India’s Strategic Blackmail in a Shifting World
In recent months, India’s diplomatic maneuvers have drawn attention for their timing and underlying calculations. What at first appears to be a demonstration of “strategic autonomy” instead reflects...
In recent months, India’s diplomatic maneuvers have drawn attention for their timing and underlying calculations. What at first appears to be a demonstration of “strategic autonomy” instead reflects a familiar pattern of leveraging crises and instability for bargaining power in wider geopolitical contests.
India’s outreach to the Taliban, signaled by a May 2025 meeting between Foreign Secretary Vikram Misri and Taliban Foreign Minister Amir Khan Muttaqi in Dubai, suggests a recalibration of policy. Reports now indicate that New Delhi may even consider hosting Taliban officials if UN restrictions are eased. The outreach coincides with Washington’s imposition of 50 percent tariffs on Indian exports, a move that unsettled the narrative of the U.S.–India “natural partnership.” The sequencing raises questions: is Afghanistan becoming a card to play in negotiations with Washington and Beijing? The dynamics are not new. Pakistan has long cautioned that India’s engagement in Afghanistan carries less developmental intent than political utility. While both China and Pakistan have cooled relations with Kabul over unfulfilled commitments and cross-border concerns, India appears to sense opportunity in the void. For the Taliban, this engagement offers a symbolic route to legitimacy. Yet memories linger: New Delhi’s $3 billion investment in Afghan infrastructure did not prevent its abrupt withdrawal in 2021.
India’s regional engagements display recurring inconsistencies. Tehran’s frustration over the abandonment of the Chabahar rail project under U.S. pressure in 2020 remains a striking example. Similar experiences are echoed in Sri Lanka, Nepal, and Bangladesh, where Indian commitments often gave way once domestic or international costs rose. This history of shifting positions casts doubt on the durability of India’s renewed interest in Kabul.

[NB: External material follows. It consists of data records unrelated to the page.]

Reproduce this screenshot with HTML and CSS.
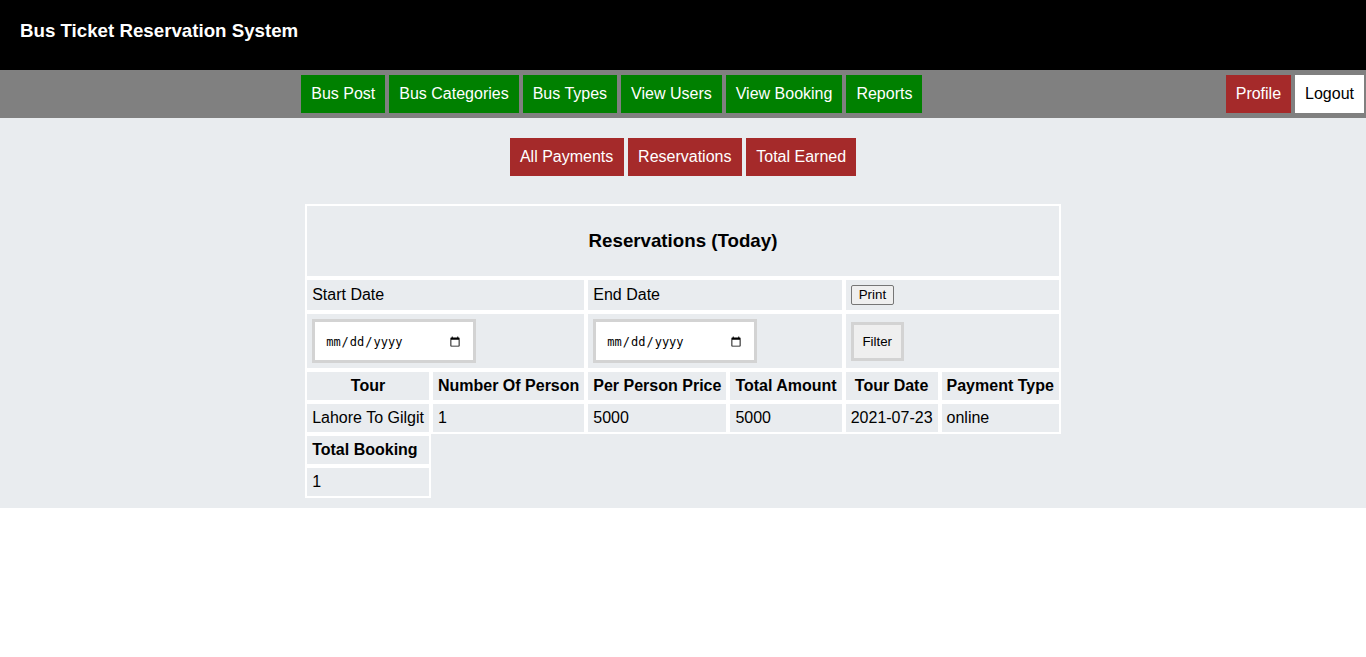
FILE: index.html
```html
<!DOCTYPE html>
<html lang="en">
<head>
<meta charset="utf-8">
<title>Bus Ticket Reservation System</title>
<link rel="stylesheet" href="styles.css">
</head>
<body>
<header class="topbar">
  <h3 class="brand">Bus Ticket Reservation System</h3>
</header>
<nav class="navbar">
  <div class="nav-main">
    <a class="nav-btn green" href="#">Bus Post</a>
    <a class="nav-btn green" href="#">Bus Categories</a>
    <a class="nav-btn green" href="#">Bus Types</a>
    <a class="nav-btn green" href="#">View Users</a>
    <a class="nav-btn green" href="#">View Booking</a>
    <a class="nav-btn green" href="#">Reports</a>
  </div>
  <div class="nav-side">
    <a class="nav-btn red" href="#">Profile</a>
    <a class="nav-btn white" href="#">Logout</a>
  </div>
</nav>
<main class="content">
  <div class="sub-nav">
    <a class="nav-btn sub red" href="#">All Payments</a>
    <a class="nav-btn sub red" href="#">Reservations</a>
    <a class="nav-btn sub red" href="#">Total Earned</a>
  </div>
  <table class="report">
    <tr>
      <th colspan="6" class="title-cell"><h3 class="title">Reservations (Today)</h3></th>
    </tr>
    <tr>
      <td colspan="2">Start Date</td>
      <td colspan="2">End Date</td>
      <td colspan="2"><button class="print-btn" type="button">Print</button></td>
    </tr>
    <tr>
      <td colspan="2"><input class="date-input" type="date"></td>
      <td colspan="2"><input class="date-input" type="date"></td>
      <td colspan="2"><button class="filter-btn" type="button">Filter</button></td>
    </tr>
    <tr>
      <th>Tour</th>
      <th>Number Of Person</th>
      <th>Per Person Price</th>
      <th>Total Amount</th>
      <th>Tour Date</th>
      <th>Payment Type</th>
    </tr>
    <tr>
      <td>Lahore To Gilgit</td>
      <td>1</td>
      <td>5000</td>
      <td>5000</td>
      <td>2021-07-23</td>
      <td>online</td>
    </tr>
    <tr>
      <th class="left">Total Booking</th>
    </tr>
    <tr>
      <td>1</td>
    </tr>
  </table>
</main>
</body>
</html>
```

FILE: styles.css
```css
html, body {
  margin: 0;
  padding: 0;
  background: #ffffff;
  font-family: "Liberation Sans", Arial, sans-serif;
  font-size: 16px;
  color: #000;
}

.topbar {
  background: #000;
  height: 70px;
  box-sizing: border-box;
  padding: 20px 20px 0;
}

.brand {
  margin: 0;
  color: #fff;
  font-size: 18.72px;
  font-weight: bold;
  line-height: 22px;
}

.navbar {
  background: #808080;
  display: flex;
  align-items: center;
  padding: 5px 2px 5px 2px;
}

.nav-main {
  flex: 1;
  display: flex;
  justify-content: center;
  gap: 4px;
}

.nav-side {
  display: flex;
  gap: 4px;
  margin-left: 4px;
}

.nav-btn {
  display: block;
  padding: 10px;
  line-height: 18px;
  font-size: 16px;
  text-decoration: none;
  color: #fff;
}

.nav-btn.sub {
  padding: 10px 10.4px;
}

.green { background: #008000; }
.red { background: #a52a2a; }
.white { background: #fff; color: #000; }

.content {
  background: #e9ecef;
  padding: 20px 0 10px;
}

.sub-nav {
  display: flex;
  justify-content: center;
  gap: 4px;
  margin-bottom: 28px;
}

.report {
  margin: 0 auto;
  border-collapse: separate;
  border-spacing: 0;
}

.report th,
.report td {
  border: 2px solid #fff;
  padding: 5px;
  font-size: 16px;
  line-height: 18px;
  text-align: left;
  vertical-align: middle;
}

.report th {
  text-align: center;
  font-weight: bold;
}

.report th.left {
  text-align: left;
}

.title {
  margin: 19px 0 19px;
  font-size: 18.72px;
  line-height: 22px;
}

.print-btn {
  display: block;
  font-family: "Liberation Sans", Arial, sans-serif;
  font-size: 13.33px;
  padding: 1px 7px;
  height: 20px;
  box-sizing: border-box;
  border: 1px solid #767676;
  border-radius: 2px;
  background: #efefef;
  color: #000;
  line-height: 16px;
}

.date-input {
  display: block;
  box-sizing: border-box;
  width: 164px;
  height: 44px;
  border: 3px solid #d3d3d3;
  background: #fff;
  padding: 2px 10px 0;
  font-size: 12px;
}

.filter-btn {
  display: block;
  box-sizing: border-box;
  font-family: "Liberation Sans", Arial, sans-serif;
  font-size: 13.33px;
  line-height: 15px;
  width: 53px;
  height: 39px;
  padding: 0;
  border: 3px solid #d3d3d3;
  background: #efefef;
  color: #000;
}
```
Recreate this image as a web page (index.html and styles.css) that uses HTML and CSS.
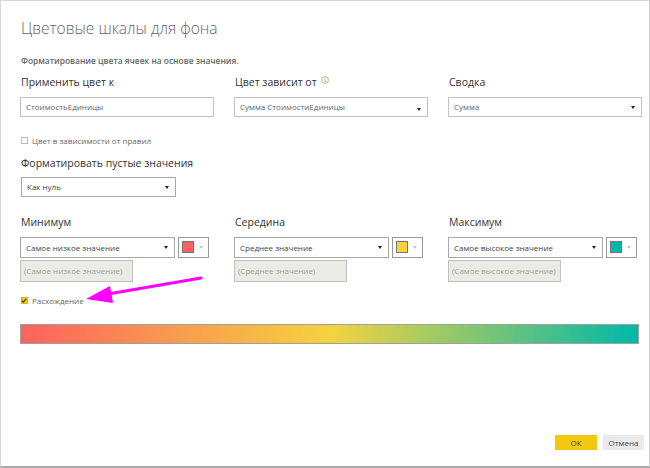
FILE: index.html
```html
<!DOCTYPE html>
<html lang="ru">
<head>
<meta charset="utf-8">
<title>Цветовые шкалы для фона</title>
<link rel="stylesheet" href="styles.css">
</head>
<body>
<div class="dialog">
  <h1 class="title">Цветовые шкалы для фона</h1>
  <p class="subtitle">Форматирование цвета ячеек на основе значения.</p>

  <div class="grid3 top-row">
    <div class="field">
      <div class="label">Применить цвет к</div>
      <div class="box input">СтоимостьЕдиницы</div>
    </div>
    <div class="field">
      <div class="label">Цвет зависит от
        <svg class="info" width="8" height="8" viewBox="0 0 8 8"><circle cx="4" cy="4" r="3.4" fill="none" stroke="#b0a27c" stroke-width="0.8"/><rect x="3.5" y="3.4" width="1" height="2.6" fill="#b0a27c"/><rect x="3.5" y="1.9" width="1" height="0.9" fill="#b0a27c"/></svg>
      </div>
      <div class="box select low-caret">Сумма СтоимостиЕдиницы<span class="caret"></span></div>
    </div>
    <div class="field">
      <div class="label">Сводка</div>
      <div class="box select">Сумма<span class="caret"></span></div>
    </div>
  </div>

  <div class="check rules"><span class="cb"></span>Цвет в зависимости от правил</div>

  <div class="label empty-label">Форматировать пустые значения</div>
  <div class="box select dark empty-select">Как нуль<span class="caret"></span></div>

  <div class="grid3 range-row">
    <div class="field">
      <div class="label">Минимум</div>
      <div class="pick">
        <div class="box select dark">Самое низкое значение<span class="caret"></span></div>
        <div class="swatch"><span class="chip red"></span><span class="caret light"></span></div>
      </div>
      <div class="disabled">(Самое низкое значение)</div>
    </div>
    <div class="field">
      <div class="label">Середина</div>
      <div class="pick">
        <div class="box select dark">Среднее значение<span class="caret"></span></div>
        <div class="swatch"><span class="chip yellow"></span><span class="caret light"></span></div>
      </div>
      <div class="disabled">(Среднее значение)</div>
    </div>
    <div class="field">
      <div class="label">Максимум</div>
      <div class="pick">
        <div class="box select dark">Самое высокое значение<span class="caret"></span></div>
        <div class="swatch"><span class="chip teal"></span><span class="caret light"></span></div>
      </div>
      <div class="disabled">(Самое высокое значение)</div>
    </div>
  </div>

  <div class="check diverge"><span class="cb on"><svg width="7" height="7" viewBox="0 0 7 7"><path d="M1 3.6 L2.8 5.4 L6 1.6" fill="none" stroke="#333" stroke-width="1.3"/></svg></span>Расхождение</div>

  <div class="gradient"></div>

  <div class="buttons">
    <button class="btn ok">ОК</button>
    <button class="btn cancel">Отмена</button>
  </div>

  <svg class="callout" width="650" height="468" viewBox="0 0 650 468">
    <line x1="201" y1="278" x2="108" y2="294" stroke="#ff00ff" stroke-width="3.2" stroke-linecap="round"/>
    <polygon points="86,299 110,286 113,303" fill="#ff00ff"/>
  </svg>
</div>
</body>
</html>
```

FILE: styles.css
```css
* { box-sizing: border-box; }
html, body { margin: 0; padding: 0; background: #fff; }
body {
  width: 650px;
  height: 468px;
  overflow: hidden;
  font-family: "Open Sans", "Noto Sans", sans-serif;
}
.dialog {
  position: relative;
  width: 650px;
  height: 468px;
  border-top: 1px solid #d6d6d6;
  border-left: 1px solid #d6d6d6;
  border-right: 1px solid #cfcfcf;
  border-bottom: 2px solid #a8a8a8;
  padding: 0 0 0 19px;
  display: flex;
  flex-direction: column;
  align-items: flex-start;
}
.title {
  margin: 17px 0 0 1px;
  font-size: 15.6px;
  line-height: 20px;
  font-weight: 300;
  color: #666;
}
.subtitle {
  margin: 17px 0 0 1px;
  font-size: 8.4px;
  line-height: 12px;
  font-weight: 600;
  color: #666;
}
.grid3 {
  display: grid;
  grid-template-columns: 194px 194px 194px;
  column-gap: 20px;
}
.top-row { margin-top: 8px; }
.label {
  font-size: 10.5px;
  line-height: 14px;
  color: #333;
  padding-left: 1px;
  display: flex;
  align-items: center;
  white-space: nowrap;
}
.info { margin-left: 4px; margin-top: -5px; }
.box {
  position: relative;
  height: 20px;
  border: 1px solid #c3c3c3;
  font-size: 8px;
  line-height: 18px;
  padding-left: 5px;
  color: #666;
  white-space: nowrap;
}
.top-row .box { margin-top: 8px; }
.caret {
  position: absolute;
  right: 6px;
  top: 8px;
  width: 0;
  height: 0;
  border-left: 2.5px solid transparent;
  border-right: 2.5px solid transparent;
  border-top: 3.5px solid #222;
}
.low-caret .caret { top: 10px; }
.select.dark { border-color: #a8a8a8; color: #444; }
.check {
  display: flex;
  align-items: center;
  height: 12px;
  font-size: 8px;
  color: #666;
  padding-left: 1px;
}
.cb {
  width: 7px;
  height: 7px;
  border: 1px solid #bcbcbc;
  background: #fff;
  margin-right: 4px;
  display: inline-flex;
}
.cb.on { background: #f2c811; border-color: #e0b800; }
.cb.on svg { margin: -1px 0 0 -1px; }
.rules { margin-top: 17px; }
.empty-label { margin-top: 10px; }
.empty-select { width: 155px; margin-top: 7px; margin-left: 1px; }
.range-row { margin-top: 18px; }
.range-row .label { margin-bottom: 8px; }
.pick { display: flex; gap: 3px; }
.pick .select { width: 155px; height: 21px; line-height: 19px; }
.swatch {
  position: relative;
  width: 31px;
  height: 21px;
  border: 1px solid #999;
  padding: 3px 0 0 3px;
}
.chip { display: block; width: 12px; height: 12px; border: 1px solid #777; }
.chip.red { background: #fd625e; }
.chip.yellow { background: #f5d33f; }
.chip.teal { background: #01b8aa; }
.caret.light { border-top-color: #c4c4c4; right: 5px; top: 8px; }
.disabled {
  margin-top: 2px;
  width: 113px;
  height: 22px;
  border: 1px solid #c0c0bc;
  background: #ebebe6;
  font-size: 8px;
  line-height: 20px;
  padding-left: 3px;
  color: #a2a2a2;
  white-space: nowrap;
}
.diverge { margin-top: 12px; }
.gradient {
  margin-top: 18px;
  width: 619px;
  height: 20px;
  border: 1px solid #a0a0a0;
  background: linear-gradient(to right, #fd625e 0%, #f5d33f 50%, #01b8aa 100%);
}
.buttons {
  margin-top: auto;
  margin-bottom: 16px;
  align-self: flex-end;
  margin-right: 5px;
  display: flex;
  gap: 6px;
}
.btn {
  height: 15px;
  border: none;
  font-family: "Open Sans", "Noto Sans", sans-serif;
  font-size: 8px;
  line-height: 15px;
  padding: 0;
  color: #444;
}
.ok { width: 42px; background: #f2c811; }
.cancel { width: 41px; background: #eaeaea; }
.callout {
  position: absolute;
  left: -1px;
  top: -1px;
  pointer-events: none;
}
```
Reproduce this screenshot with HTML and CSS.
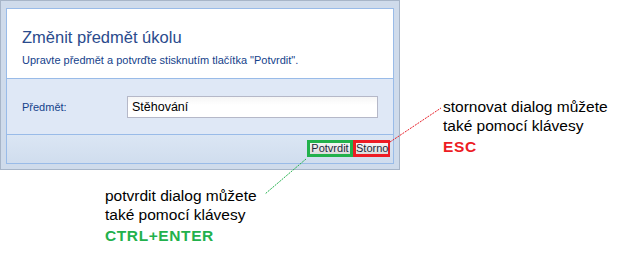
FILE: index.html
```html
<!DOCTYPE html>
<html lang="cs">
<head>
<meta charset="utf-8">
<link rel="stylesheet" href="styles.css">
</head>
<body>
<div class="page">
  <div class="dialog">
    <div class="panel">
      <div class="header">
        <div class="title">Změnit předmět úkolu</div>
        <div class="subtitle">Upravte předmět a potvrďte stisknutím tlačítka "Potvrdit".</div>
      </div>
      <div class="content">
        <label class="label">Předmět:</label>
        <div class="input">Stěhování</div>
      </div>
      <div class="footer">
        <div class="hl hl-green"><span class="btn">Potvrdit</span></div>
        <div class="hl hl-red"><span class="btn">Storno</span></div>
      </div>
    </div>
  </div>

  <div class="note note-esc">
    <div>stornovat dialog můžete</div>
    <div>také pomocí klávesy</div>
    <div class="key key-red">ESC</div>
  </div>
  <div class="note note-enter">
    <div>potvrdit dialog můžete</div>
    <div>také pomocí klávesy</div>
    <div class="key key-green">CTRL+ENTER</div>
  </div>

  <svg class="lines" width="622" height="264" viewBox="0 0 622 264">
    <line x1="390" y1="142" x2="441" y2="108" stroke="#e8202a" stroke-width="1" stroke-dasharray="2 1"/>
    <line x1="306" y1="159" x2="265" y2="194" stroke="#22b14c" stroke-width="1" stroke-dasharray="2 1"/>
  </svg>
</div>
</body>
</html>
```

FILE: styles.css
```css
* { box-sizing: border-box; }
html, body { margin: 0; padding: 0; background: #fff; }
body { font-family: "Liberation Sans", Arial, sans-serif; }

.page {
  position: relative;
  width: 622px;
  height: 264px;
}

.dialog {
  width: 400px;
  height: 170px;
  border: 1px solid #a7b5c8;
  background: #cfdbeb;
  padding: 7px 5px 5px 5px;
}

.panel {
  border: 1px solid #99bbe8;
  height: 156px;
  display: flex;
  flex-direction: column;
}

.header {
  background: #fff;
  height: 70px;
  border-bottom: 1px solid #99bbe8;
  padding: 18px 0 0 15px;
}

.title {
  font-size: 16.5px;
  color: #2a4b8d;
  line-height: 20px;
}

.subtitle {
  margin-top: 7px;
  font-size: 11px;
  color: #15428b;
  line-height: 13px;
}

.content {
  background: #dfe8f6;
  height: 56px;
  border-bottom: 1px solid #99bbe8;
  display: flex;
  align-items: center;
  padding: 0 0 0 15px;
}

.label {
  width: 105px;
  font-size: 11px;
  color: #15428b;
}

.input {
  width: 251px;
  height: 22px;
  border: 1px solid #b5b8c8;
  background: linear-gradient(#f6f6f6, #fff 40%);
  font-size: 12.5px;
  color: #000;
  padding: 3px 0 0 4px;
  line-height: 14px;
}

.footer {
  flex: 1;
  background: linear-gradient(#dbe6f4, #d0ddee);
  display: flex;
  justify-content: flex-end;
  align-items: center;
  padding: 0 3px 1px 0;
}

.hl {
  border: 3px solid;
  height: 17px;
  display: flex;
}
.hl-green { border-color: #22b14c; width: 46px; }
.hl-red { border-color: #ed1c24; width: 37px; }

.btn {
  flex: 1;
  background: linear-gradient(#f5f5f5, #dcdcdc);
  font-size: 11px;
  color: #1e2a3c;
  line-height: 11px;
  text-align: center;
  white-space: nowrap;
}

.note {
  position: absolute;
  font-size: 15.5px;
  line-height: 19px;
  color: #000;
  white-space: nowrap;
}
.note-esc { left: 443px; top: 97px; }
.note-enter { left: 105px; top: 186px; }

.key {
  font-weight: bold;
  letter-spacing: 0.6px;
  margin-top: 2px;
}
.key-red { color: #ed1c24; }
.key-green { color: #22b14c; }

.lines {
  position: absolute;
  left: 0;
  top: 0;
  pointer-events: none;
}
```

Equally significant is India’s cautious re-engagement with Beijing. After years of military standoff, quiet discussions on trade and connectivity have resumed. The tariff shock from Washington provides context: as U.S. markets harden, Chinese cooperation becomes more economically indispensable. The juxtaposition is notable, India exploring ties with Kabul, whose instability directly concerns Beijing, while simultaneously testing avenues for cooperation with China itself. The result is a delicate balancing act. To some, it appears as strategic dexterity; to others, it looks like manipulation. Either way, it is fraught with risk. Engagement with the Taliban complicates counterterrorism concerns shared by both Pakistan and China, even as New Delhi simultaneously signals readiness to improve ties with Beijing.
If India proceeds with formal Taliban engagement, the symbolism will extend beyond the region. For Western partners, it poses a contradiction: can India remain framed as a “responsible democracy” while opening doors to a sanctioned regime for tactical advantage? For Kabul, the danger lies in being instrumentalized once more, valued only as long as it strengthens India’s bargaining position elsewhere.
India’s current approach illustrates less the independence of “strategic autonomy” than the use of geopolitical blackmail, positioning itself as indispensable by exploiting crises in Afghanistan, shifting postures toward Beijing, and leveraging each for advantage in Washington. The pattern promises short-term gains but risks long-term erosion of trust. For neighbors and partners alike, the message is clear: Indian diplomacy remains transactional, shaped by external pressure and fleeting opportunity rather than sustained commitment.